Питался профессор по-прежнему скудно. К утреннему чаю, как на всю жизнь запомнилось Ане Копериной, полагался ломоть черного хлеба с солью и кусочек сахара «вприкуску», что уже было роскошью. Ужин был таким же, как завтрак. А на обед Владимировна варила «нечто среднее между супом и кашей из круп и картошки».
В большой комнате, за книжным шкафом, в не отгороженном закутке стояла кровать Коли Владимирского, а у противоположной стены – неудобный диван, на котором спала, оставаясь на ночь, «Владимировна». Романтических отношений у нее с Колей не было, но то, что ей приходилось спать в одной комнате с парнем, никого не смущало.

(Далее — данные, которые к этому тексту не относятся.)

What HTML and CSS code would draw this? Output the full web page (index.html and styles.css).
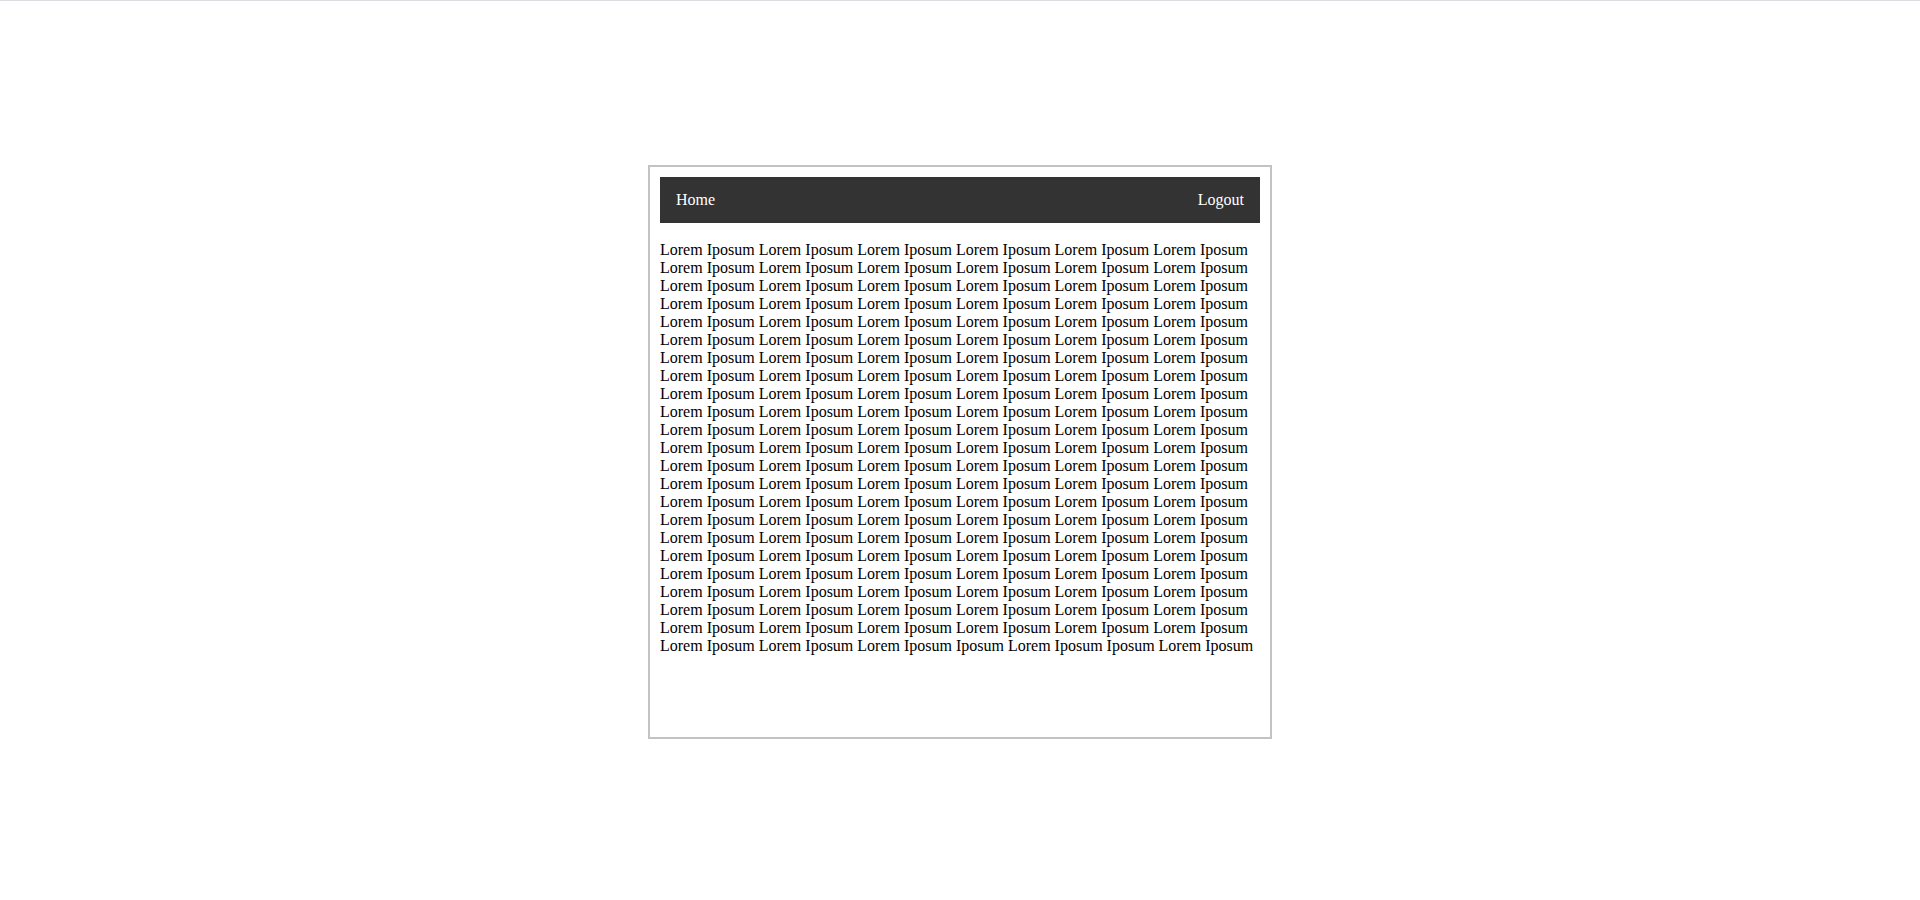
FILE: index.html
```html
<!DOCTYPE html>
<html>
<head>
<meta charset="utf-8">
<link rel="stylesheet" href="styles.css">
</head>
<body>
<div class="topline"></div>
<div class="box">
  <nav class="nav">
    <a class="nav-link">Home</a>
    <a class="nav-link">Logout</a>
  </nav>
  <p class="content">
Lorem Iposum Lorem Iposum Lorem Iposum Lorem Iposum Lorem Iposum Lorem Iposum
Lorem Iposum Lorem Iposum Lorem Iposum Lorem Iposum Lorem Iposum Lorem Iposum
Lorem Iposum Lorem Iposum Lorem Iposum Lorem Iposum Lorem Iposum Lorem Iposum
Lorem Iposum Lorem Iposum Lorem Iposum Lorem Iposum Lorem Iposum Lorem Iposum
Lorem Iposum Lorem Iposum Lorem Iposum Lorem Iposum Lorem Iposum Lorem Iposum
Lorem Iposum Lorem Iposum Lorem Iposum Lorem Iposum Lorem Iposum Lorem Iposum
Lorem Iposum Lorem Iposum Lorem Iposum Lorem Iposum Lorem Iposum Lorem Iposum
Lorem Iposum Lorem Iposum Lorem Iposum Lorem Iposum Lorem Iposum Lorem Iposum
Lorem Iposum Lorem Iposum Lorem Iposum Lorem Iposum Lorem Iposum Lorem Iposum
Lorem Iposum Lorem Iposum Lorem Iposum Lorem Iposum Lorem Iposum Lorem Iposum
Lorem Iposum Lorem Iposum Lorem Iposum Lorem Iposum Lorem Iposum Lorem Iposum
Lorem Iposum Lorem Iposum Lorem Iposum Lorem Iposum Lorem Iposum Lorem Iposum
Lorem Iposum Lorem Iposum Lorem Iposum Lorem Iposum Lorem Iposum Lorem Iposum
Lorem Iposum Lorem Iposum Lorem Iposum Lorem Iposum Lorem Iposum Lorem Iposum
Lorem Iposum Lorem Iposum Lorem Iposum Lorem Iposum Lorem Iposum Lorem Iposum
Lorem Iposum Lorem Iposum Lorem Iposum Lorem Iposum Lorem Iposum Lorem Iposum
Lorem Iposum Lorem Iposum Lorem Iposum Lorem Iposum Lorem Iposum Lorem Iposum
Lorem Iposum Lorem Iposum Lorem Iposum Lorem Iposum Lorem Iposum Lorem Iposum
Lorem Iposum Lorem Iposum Lorem Iposum Lorem Iposum Lorem Iposum Lorem Iposum
Lorem Iposum Lorem Iposum Lorem Iposum Lorem Iposum Lorem Iposum Lorem Iposum
Lorem Iposum Lorem Iposum Lorem Iposum Lorem Iposum Lorem Iposum Lorem Iposum
Lorem Iposum Lorem Iposum Lorem Iposum Lorem Iposum Lorem Iposum Lorem Iposum
Lorem Iposum Lorem Iposum Lorem Iposum Iposum Lorem Iposum Iposum Lorem Iposum
  </p>
</div>
</body>
</html>
```

FILE: styles.css
```css
html, body {
  margin: 0;
  padding: 0;
  background: #ffffff;
}

body {
  font-family: "Liberation Serif", "Times New Roman", serif;
  font-size: 16px;
  color: #000000;
}

.topline {
  height: 1px;
  background: #dcdce0;
}

.box {
  width: 600px;
  height: 550px;
  margin: 164px auto 0;
  padding: 10px;
  border: 2px solid #c3c3c3;
}

.nav {
  display: flex;
  justify-content: space-between;
  align-items: center;
  background: #333333;
  padding: 14px 16px;
}

.nav-link {
  color: #ffffff;
  text-decoration: none;
}

.content {
  margin: 18px 0 0;
}
```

В квартире была еще одна комната – кабинет хозяина. Это была «святая святых». Сюда никто не допускался, даже «Владимировна» в нее заглядывала редко. В ней царил безукоризненный порядок, – и на большом письменном столе, за которым Алексей Алексеевич почти никогда не работал, предпочитая более теплую кухню, и на полках с книгами, и в полуотгороженном углу, где был виден иконостас и аналой с раскрытой книгой. Это была молельня.
Алексей Алексеевич вставал рано, когда его постоялец и гостья еще безмятежно спали, и сразу же проходил в кабинет-молельню. Просыпались они под его вдохновенное пение. В кухню, пить чай, он возвращался веселым и бодрым. Своим юным друзьям он говорил:
– Для того чтобы человек весь день чувствовал себя в рабочем, приподнятом настроении, он должен день свой начинать или с трудных математических задач или же с молитвы, восславляющей красоту и совершенство мира.

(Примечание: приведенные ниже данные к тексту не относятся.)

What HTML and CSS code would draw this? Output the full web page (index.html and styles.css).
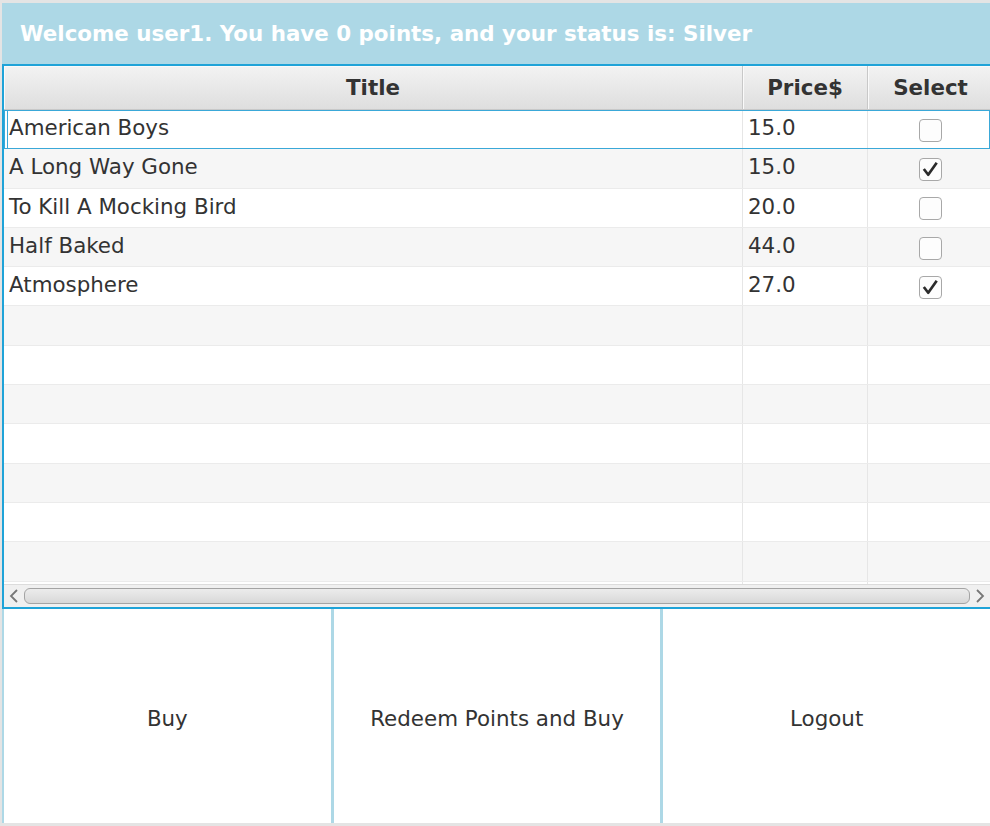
FILE: index.html
```html
<!DOCTYPE html>
<html>
<head>
<meta charset="utf-8">
<link rel="stylesheet" href="styles.css">
</head>
<body>
<div class="window">
  <div class="welcome">Welcome user1. You have 0 points, and your status is: Silver</div>
  <div class="table">
    <div class="thead">
      <div class="th c-title">Title</div>
      <div class="th c-price">Price$</div>
      <div class="th c-select">Select</div>
      <div class="th c-fill"></div>
    </div>
    <div class="tbody">
      <div class="row odd focused">
        <div class="td c-title">American Boys</div>
        <div class="td c-price">15.0</div>
        <div class="td c-select"><span class="cb"></span></div>
        <div class="td c-fill"></div>
      </div>
      <div class="row even">
        <div class="td c-title">A Long Way Gone</div>
        <div class="td c-price">15.0</div>
        <div class="td c-select"><span class="cb"><svg viewBox="0 0 22 22" width="22" height="22"><path d="M4 11 L8.6 17 L17.5 4.5" fill="none" stroke="#2b2b2b" stroke-width="2.8" stroke-linejoin="round"/></svg></span></div>
        <div class="td c-fill"></div>
      </div>
      <div class="row odd">
        <div class="td c-title">To Kill A Mocking Bird</div>
        <div class="td c-price">20.0</div>
        <div class="td c-select"><span class="cb"></span></div>
        <div class="td c-fill"></div>
      </div>
      <div class="row even">
        <div class="td c-title">Half Baked</div>
        <div class="td c-price">44.0</div>
        <div class="td c-select"><span class="cb"></span></div>
        <div class="td c-fill"></div>
      </div>
      <div class="row odd">
        <div class="td c-title">Atmosphere</div>
        <div class="td c-price">27.0</div>
        <div class="td c-select"><span class="cb"><svg viewBox="0 0 22 22" width="22" height="22"><path d="M4 11 L8.6 17 L17.5 4.5" fill="none" stroke="#2b2b2b" stroke-width="2.8" stroke-linejoin="round"/></svg></span></div>
        <div class="td c-fill"></div>
      </div>
      <div class="row even"><div class="td c-title"></div><div class="td c-price"></div><div class="td c-select"></div><div class="td c-fill"></div></div>
      <div class="row odd"><div class="td c-title"></div><div class="td c-price"></div><div class="td c-select"></div><div class="td c-fill"></div></div>
      <div class="row even"><div class="td c-title"></div><div class="td c-price"></div><div class="td c-select"></div><div class="td c-fill"></div></div>
      <div class="row odd"><div class="td c-title"></div><div class="td c-price"></div><div class="td c-select"></div><div class="td c-fill"></div></div>
      <div class="row even"><div class="td c-title"></div><div class="td c-price"></div><div class="td c-select"></div><div class="td c-fill"></div></div>
      <div class="row odd"><div class="td c-title"></div><div class="td c-price"></div><div class="td c-select"></div><div class="td c-fill"></div></div>
      <div class="row even"><div class="td c-title"></div><div class="td c-price"></div><div class="td c-select"></div><div class="td c-fill"></div></div>
      <div class="row odd"><div class="td c-title"></div><div class="td c-price"></div><div class="td c-select"></div><div class="td c-fill"></div></div>
    </div>
    <div class="hscroll">
      <div class="arrow left"><svg viewBox="0 0 12 16" width="12" height="16"><path d="M9 2 L3 8 L9 14" fill="none" stroke="#777" stroke-width="1.8"/></svg></div>
      <div class="track"><div class="thumb"></div></div>
      <div class="arrow right"><svg viewBox="0 0 12 16" width="12" height="16"><path d="M3 2 L9 8 L3 14" fill="none" stroke="#777" stroke-width="1.8"/></svg></div>
    </div>
  </div>
  <div class="buttons">
    <div class="btn">Buy</div>
    <div class="btn">Redeem Points and Buy</div>
    <div class="btn">Logout</div>
  </div>
</div>
</body>
</html>
```
FILE: styles.css
```css
html, body {
  margin: 0;
  padding: 0;
}
body {
  width: 990px;
  height: 826px;
  overflow: hidden;
  background: #e4e4e4;
  font-family: "DejaVu Sans", sans-serif;
  color: #333;
}
.window {
  margin: 3px 0 0 2px;
  width: 988px;
  height: 820px;
  background: #fff;
  display: flex;
  flex-direction: column;
}
.welcome {
  height: 61px;
  background: #add8e6;
  color: #fff;
  font-weight: bold;
  font-size: 21.4px;
  line-height: 62px;
  padding-left: 18px;
  box-sizing: border-box;
  white-space: nowrap;
}
.table {
  border: 2px solid #1fa3d8;
  border-right: none;
  display: flex;
  flex-direction: column;
  height: 545px;
  box-sizing: border-box;
  background: #fff;
  overflow: hidden;
}
.thead {
  display: flex;
  height: 44px;
  background: linear-gradient(#f3f3f3, #dedede);
  border-bottom: 1px solid #c8c8c8;
  box-sizing: border-box;
  flex: none;
}
.th {
  font-weight: bold;
  font-size: 21.4px;
  line-height: 43px;
  text-align: center;
  border-right: 1px solid #c8c8c8;
  box-shadow: inset 1px 1px 0 #fafafa;
  box-sizing: border-box;
  color: #333;
}
.c-title { width: 739px; flex: none; }
.c-price { width: 125px; flex: none; }
.c-select { width: 126px; flex: none; }
.c-fill { flex: 1; }
.th.c-fill { border-right: none; }
.tbody {
  flex: 1;
  overflow: hidden;
}
.row {
  display: flex;
  height: 39.3px;
  box-sizing: border-box;
  border-bottom: 1px solid #ebebeb;
}
.row.odd { background: #fff; }
.row.even { background: #f6f6f6; }
.row.focused {
  outline: 1px solid #3aa8d8;
  outline-offset: -1px;
}
.row.focused .c-title {
  box-shadow: inset 3px 0 0 #fff, inset 4px 0 0 #3aa8d8;
}
.td {
  font-size: 21.4px;
  line-height: 36px;
  padding-left: 5px;
  border-right: 1px solid #e6e6e6;
  box-sizing: border-box;
  white-space: nowrap;
  overflow: hidden;
}
.td.c-fill { border-right: none; }
.td.c-select {
  display: flex;
  align-items: center;
  justify-content: center;
  padding-left: 0;
}
.cb {
  width: 23px;
  height: 23px;
  border: 1px solid #a8a8a8;
  border-radius: 4px;
  box-sizing: border-box;
  background: #fdfdfd;
  display: flex;
  align-items: center;
  justify-content: center;
  margin-top: 2px;
}
.hscroll {
  flex: none;
  height: 22px;
  display: flex;
  align-items: center;
  background: #f0f0f0;
  border-top: 1px solid #dcdcdc;
}
.arrow {
  width: 20px;
  display: flex;
  justify-content: center;
  align-items: center;
  flex: none;
}
.track {
  flex: 1;
  height: 18px;
  display: flex;
  align-items: center;
}
.thumb {
  width: 100%;
  height: 16px;
  border: 1px solid #a4a4a4;
  border-radius: 6px;
  box-sizing: border-box;
  background: linear-gradient(#ececec, #d8d8d8);
}
.buttons {
  flex: 1;
  display: flex;
  border-left: 2px solid #add8e6;
}
.btn {
  flex: 1;
  display: flex;
  align-items: center;
  justify-content: center;
  font-size: 21.4px;
  color: #333;
  background: #fff;
  padding-top: 4px;
}
.btn + .btn {
  border-left: 3px solid #add8e6;
}
```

А для себя, в дневнике, он писал о том, что молитва является для него глубокой внутренней потребностью – не только душевной, но и чисто физиологической. Она вызывает в организме «совершенное напряжение внимания», «резко вырывает из обыденного, расслабленного состояния».
«Тут своя доминанта, а в обыденной инерции жизни – свои доминанты. Физиологическое состояние там и тут совершенно особое. И то изобилие мысли, готовности радовать людей, всецелая любовь к людям, которые даются в молитве, и составляют то воспитание доминант, которое ощущается как действие святого Духа в человеке»[145].